Issue (i): whether rubber cess paid on the purchase turnover of rubber was includible in the taxable purchase turnover under the Kerala General Sales Tax Act.
Analysis: The earlier Supreme Court ruling had conclusively declared that rubber cess forms part of the purchase turnover of rubber for the purpose of purchase tax. That declaration was treated as stating the law as it always stood, and therefore applied to the relevant assessment year.
Conclusion: The inclusion of rubber cess in the purchase turnover was upheld, against the assessee.
Issue (ii): whether the exemption notification granting relief only to dealers, and not to manufacturers and planters, was discriminatory.

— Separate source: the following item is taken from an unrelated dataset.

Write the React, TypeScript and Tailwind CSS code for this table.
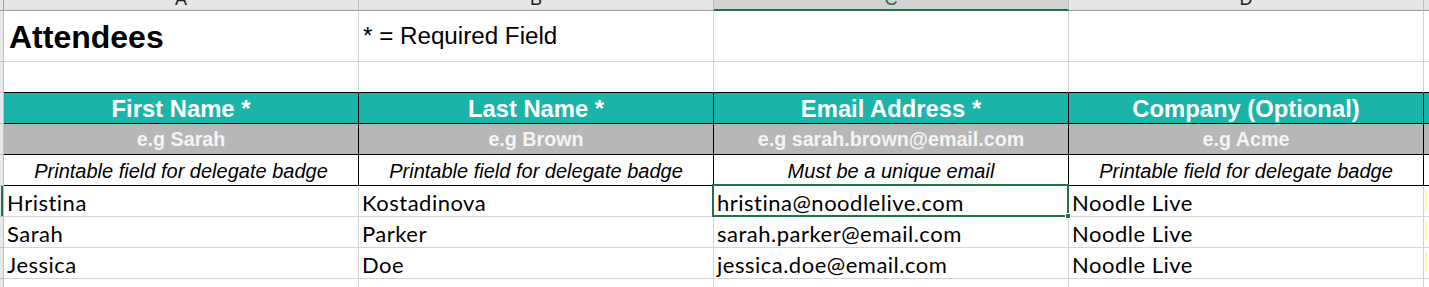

Analysis: The exemption was issued under the statutory power to grant exemption and was confined to a separate class, namely dealers/traders, on the stated ground of hardship arising from retrospective implementation of the legal position. Manufacturers and planters were treated as a different class, and the classification was held to have a rational basis.
Conclusion: The exemption notification was held not to be arbitrary or discriminatory, against the assessee.
Final Conclusion: The assessment order was sustained and the challenge to the exemption notification failed, resulting in dismissal of the original petition.
Ratio Decidendi: A judicial declaration on the meaning of a taxing provision operates as a statement of the law as it always existed, and a fiscal exemption based on a rational classification does not offend equality merely because it extends relief only to one distinct class of persons.